Si bien hay algunas (pocas) reconciliaciones exitosas (Estados Unidos luego de su Guerra Civil; la Argentina luego de 1860; el proceso de paz en Irlanda del Norte; la Sudáfrica de Mandela) y múltiples experiencias de diálogos democráticos para solucionar disputas territoriales, ambientales o culturales, en los últimos tiempos los intentos de moderar la dinámica conflictiva doméstica fracasan, en especial en nuestro país. Es evidente que sabemos cómo comienzan las olas de polarización, pero no cómo terminan. Así, parecen tomar una autonomía relativa que dispara comportamientos impredecibles en los múltiples actores involucrados que, en nombre de la defensa de valores, derechos individuales o incluso de la libertad y la democracia, pueden apelar a la resistencia civil o a la violencia. Es tal el nivel de desconfianza entre las partes que se sospecha siempre lo peor del otro. Esto invade como una nube tóxica a grupos, coaliciones o partidos, dentro de los que se reproducen estas dinámicas de confrontación (como puso de manifiesto la reciente elección del titular de la Cámara de Representantes en Estados Unidos), acelerando la lógica de fragmentación que entorpece cualquier intento de revertir la situación.

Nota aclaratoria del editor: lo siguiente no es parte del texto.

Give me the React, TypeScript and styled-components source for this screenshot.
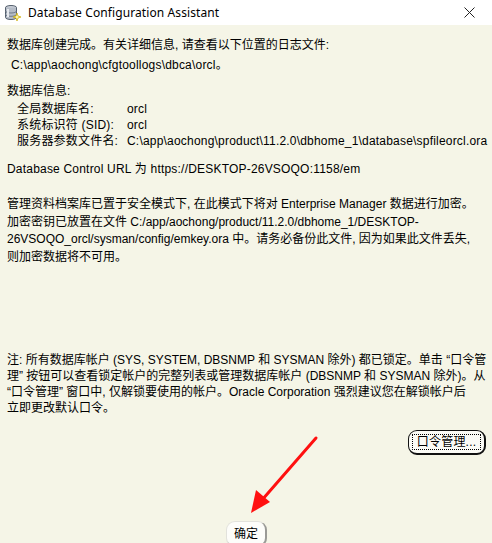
import React from "react";
import styled, { createGlobalStyle } from "styled-components";

const Global = createGlobalStyle`
  html, body { margin: 0; padding: 0; background: #f5f5e7; }
  body { width: 492px; height: 543px; overflow: hidden; }
`;

const Window = styled.div`
  position: relative;
  width: 492px;
  height: 543px;
  display: flex;
  flex-direction: column;
  background: #f5f5e7;
  overflow: hidden;
  font-family: "Liberation Sans", "Noto Sans CJK SC", sans-serif;
  font-size: 12px;
  color: #000;
`;

const TitleBar = styled.div`
  height: 25px;
  flex: none;
  background: #fff;
  display: flex;
  align-items: center;
  padding: 0 0 0 4px;
  font-family: "Noto Sans", "Liberation Sans", sans-serif;
  font-size: 12px;
  letter-spacing: 0.1px;
  color: #000;
`;

const TitleText = styled.span`
  margin-left: 6px;
  flex: 1;
`;

const CloseBox = styled.div`
  width: 46px;
  height: 25px;
  display: flex;
  align-items: center;
  justify-content: center;
`;

const Content = styled.div`
  flex: 1;
  display: flex;
  flex-direction: column;
  padding: 12px 6px 0 7px;
`;

const Line = styled.div<{ $indent?: number; $lh?: number; $wide?: boolean }>`
  white-space: nowrap;
  line-height: ${(p) => p.$lh ?? 16}px;
  padding-left: ${(p) => p.$indent ?? 0}px;
  letter-spacing: ${(p) => (p.$wide ? "0.2px" : "0")};
`;

const Block = styled.div<{ $mt: number }>`
  margin-top: ${(p) => p.$mt}px;
`;

const InfoRows = styled.div`
  margin-top: 2px;
  letter-spacing: 0.2px;
`;

const InfoRow = styled.div`
  display: grid;
  grid-template-columns: 110px auto;
  padding-left: 10px;
  line-height: 16px;
  white-space: nowrap;
`;

const ButtonRow = styled.div<{ $justify: string; $mt: number }>`
  display: flex;
  justify-content: ${(p) => p.$justify};
  margin-top: ${(p) => p.$mt}px;
`;

const PwdButton = styled.button`
  width: 78px;
  height: 25px;
  padding: 3px;
  border: 1px solid #111;
  border-right-width: 2px;
  border-bottom-width: 2px;
  border-radius: 9px;
  background: #fbfbf6;
  font-family: inherit;
  font-size: 12px;
  letter-spacing: 0.2px;
  color: #000;
  display: flex;
  cursor: pointer;
`;

const FocusRect = styled.span`
  flex: 1;
  display: flex;
  align-items: center;
  justify-content: center;
  border: 1px dotted #000;
  border-radius: 1px;
  line-height: 14px;
`;

const OkButton = styled.button`
  width: 41px;
  height: 26px;
  padding: 0 0 2px;
  border: 1px solid #e2e2dc;
  border-right: 2px solid #9a9a96;
  border-bottom: 2px solid #c8c8c2;
  border-radius: 9px;
  background: #fdfdfa;
  font-family: inherit;
  font-size: 12px;
  color: #000;
  cursor: pointer;
`;

const ArrowLayer = styled.svg`
  position: absolute;
  left: 0;
  top: 0;
  pointer-events: none;
`;

const DbIcon = () => (
  <svg width="18" height="18" viewBox="0 0 18 18">
    <ellipse cx="7" cy="3.5" rx="5.5" ry="2" fill="#c9ced6" stroke="#55606e" strokeWidth="1" />
    <path d="M1.5 3.5 V13.5 A5.5 2 0 0 0 12.5 13.5 V3.5" fill="#b5bcc7" stroke="#55606e" strokeWidth="1" />
    <path d="M1.5 7 A5.5 2 0 0 0 12.5 7 M1.5 10.3 A5.5 2 0 0 0 12.5 10.3" fill="none" stroke="#6f7a88" strokeWidth="1" />
    <rect x="3" y="5" width="2" height="8" fill="#e6e9ee" />
    <path d="M13 9 L14 12 L17 13 L14 14 L13 17 L12 14 L9 13 L12 12 Z" fill="#fff6a0" stroke="#c9a800" strokeWidth="0.7" />
  </svg>
);

const CloseIcon = () => (
  <svg width="11" height="11" viewBox="0 0 11 11">
    <path d="M0.5 0.5 L10.5 10.5 M10.5 0.5 L0.5 10.5" stroke="#222" strokeWidth="1" />
  </svg>
);

export default function App() {
  return (
    <>
      <Global />
      <Window>
        <TitleBar>
          <DbIcon />
          <TitleText>Database Configuration Assistant</TitleText>
          <CloseBox>
            <CloseIcon />
          </CloseBox>
        </TitleBar>
        <Content>
          <Line>数据库创建完成。有关详细信息, 请查看以下位置的日志文件:</Line>
          <Line $indent={4} $wide style={{ marginTop: 4 }}>
            C:\app\aochong\cfgtoollogs\dbca\orcl。
          </Line>
          <Block $mt={10}>
            <Line>数据库信息:</Line>
            <InfoRows>
              <InfoRow>
                <span>全局数据库名:</span>
                <span>orcl</span>
              </InfoRow>
              <InfoRow>
                <span>系统标识符 (SID):</span>
                <span>orcl</span>
              </InfoRow>
              <InfoRow>
                <span>服务器参数文件名:</span>
                <span>C:\app\aochong\product\11.2.0\dbhome_1\database\spfileorcl.ora</span>
              </InfoRow>
            </InfoRows>
          </Block>
          <Block $mt={12}>
            <Line $wide>Database Control URL 为 https://DESKTOP-26VSOQO:1158/em</Line>
          </Block>
          <Block $mt={19}>
            <Line $lh={17.5}>管理资料档案库已置于安全模式下, 在此模式下将对 Enterprise Manager 数据进行加密。</Line>
            <Line $lh={17.5}>加密密钥已放置在文件 C:/app/aochong/product/11.2.0/dbhome_1/DESKTOP-</Line>
            <Line $lh={17.5}>26VSOQO_orcl/sysman/config/emkey.ora 中。请务必备份此文件, 因为如果此文件丢失,</Line>
            <Line $lh={17.5}>则加密数据将不可用。</Line>
          </Block>
          <Block $mt={86}>
            <Line>注: 所有数据库帐户 (SYS, SYSTEM, DBSNMP 和 SYSMAN 除外) 都已锁定。单击 “口令管</Line>
            <Line>理” 按钮可以查看锁定帐户的完整列表或管理数据库帐户 (DBSNMP 和 SYSMAN 除外)。从</Line>
            <Line>“口令管理” 窗口中, 仅解锁要使用的帐户。Oracle Corporation 强烈建议您在解锁帐户后</Line>
            <Line>立即更改默认口令。</Line>
          </Block>
          <ButtonRow $justify="flex-end" $mt={14}>
            <PwdButton>
              <FocusRect>口令管理...</FocusRect>
            </PwdButton>
          </ButtonRow>
          <ButtonRow $justify="center" $mt={66}>
            <OkButton>确定</OkButton>
          </ButtonRow>
        </Content>
        <ArrowLayer width="492" height="543" viewBox="0 0 492 543">
          <path d="M316 438 L262 500" stroke="#ff1010" strokeWidth="3" strokeLinecap="round" />
          <path d="M251 513 L256 490 L270 502 Z" fill="#ff1010" />
        </ArrowLayer>
      </Window>
    </>
  );
}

La verosimilitud de la información suele estar en el centro de las polémicas: en un contexto de disolución total de capital social, todo será puesto en duda. Comenzando por la transparencia de los procesos electorales o la utilización de agencias o recursos del Estado para beneficio de una fuerza o dirigente político en particular. La frase “para el enemigo, ni justicia” resume esta dinámica maniquea donde el “vale todo” se impone y elimina cualquier vestigio de cultura democrática.
Si pretendemos que sobreviva la democracia, necesitamos una nueva teoría que nos ayude a pensar y resolver este penoso fenómeno. Continuar con las prácticas que han predominado hasta ahora solo agrandará el problema.